On the trip down to New York, Swanson, who's driving Evett and a reporter, talks about how the play came to La MaMa. The theater's founder, Ellen Stewart, now around 90, he guesses, was partial to the idea of hosting ``Lear." Swanson had worked with La MaMa way back in 1969.
She bent over backward to create the three-week opening the show needed, extending the theater's operations a week into the summer and moving a two-week dance concert.
Swanson also had a lot of juggling to make this work. He's the artistic director of Revels, the song/dance/folktale performance group that puts on lavish productions at Christmas and at other times.
In addition to ``Lear," he's directing a Revels show that opens Saturday, which also happens to be the date that his wife is due with their second child. Swanson, who monitors his cellphone very carefully, says he's having ``a triple birth."
Evett started the Actors' Shakespeare Project in 2003 when his longtime contract with the American Repertory Theatre was not renewed. He envisioned a troupe, made up of the area's finest classically trained actors, that would perform site-specific productions of Shakespeare in a variety of settings. He did get those actors and the productions have been well-received.
The budget for the New York production, he says, is approximately $100,000, compared with $65,000 for the Boston run, which grew to $80,000 because of the show's two extensions.

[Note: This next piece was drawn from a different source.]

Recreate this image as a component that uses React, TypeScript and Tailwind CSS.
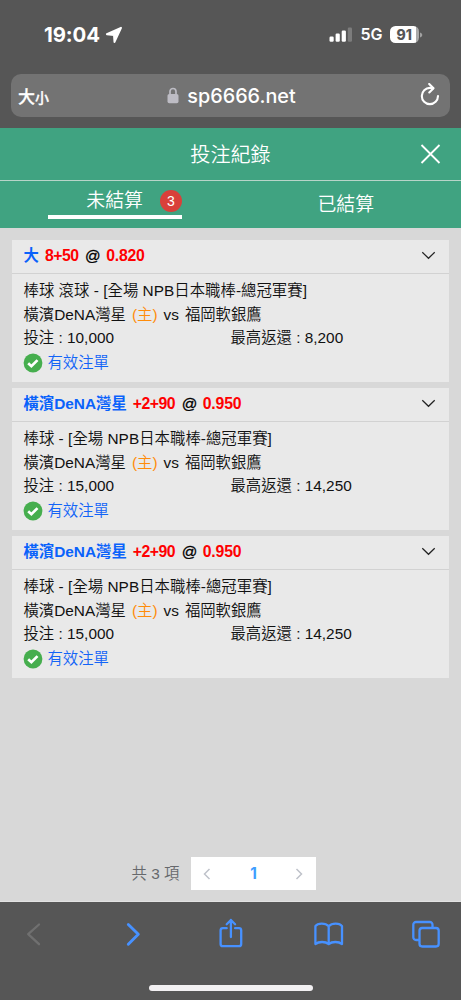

At first, Evett wasn't sure the money could be raised. At a fund-raiser in an elegant New York apartment in March, Epstein performed several scenes from the play. And his group of supporters, including actors Mandy Patinkin , Cherry Jones , Debra Winger , and her husband , Arliss Howard , who were part of what became known as ``The Committee to Bring `King Lear' to New York," stepped forward with needed cash.
What if New York doesn't receive this show with the same support Boston did? What if the play is a flop?
``What if it is?" Evett shoots back. ``I can't imagine it can do much to us. If we sell no tickets, that might increase challenges in the coming year. But we ended the second season in a solid financial position. We should do well enough with it to cover its expenses."
On Monday morning, Sara Stackhouse , the company's executive producer, is standing in the wide-open space of La MaMa.
She has to laugh. ``At the other place, we did all these things to make the plaster look like it was falling off. And look, here it is falling off!"
Still, she and the others are glad to be here, some seven months after the planning began -- a very short time in the world of theater. The truck and car arrived the night before. The staff and crew members have all found their ways down, some by car, some bus.
Evett is already there, working with La MaMa stagehands to bolt together wooden risers that will later hold chairs. Others, sitting on the floor, check to make sure each light is properly assembled.
The actors are nowhere to be seen. They're resting; for the next three days they'll have long rehearsals. By Tuesday, the mulch will be laid. And by the endof Wednesday, Epstein will say the new space, without the pillars, initiallypresented some problems but thatthe production is actually ahead of schedule.
On this day, Swanson, Evett , and Barclay discuss the best place to put the gong drum. They spy a narrow platform jutting out from the balcony and gingerly carry the instrument in pieces up the stairs. Barclay inches the resonator box out onto the platform and attaches the gongs on each end.
``Hello, everybody," Evett warns the dozen stagehands below. ``Big noise coming."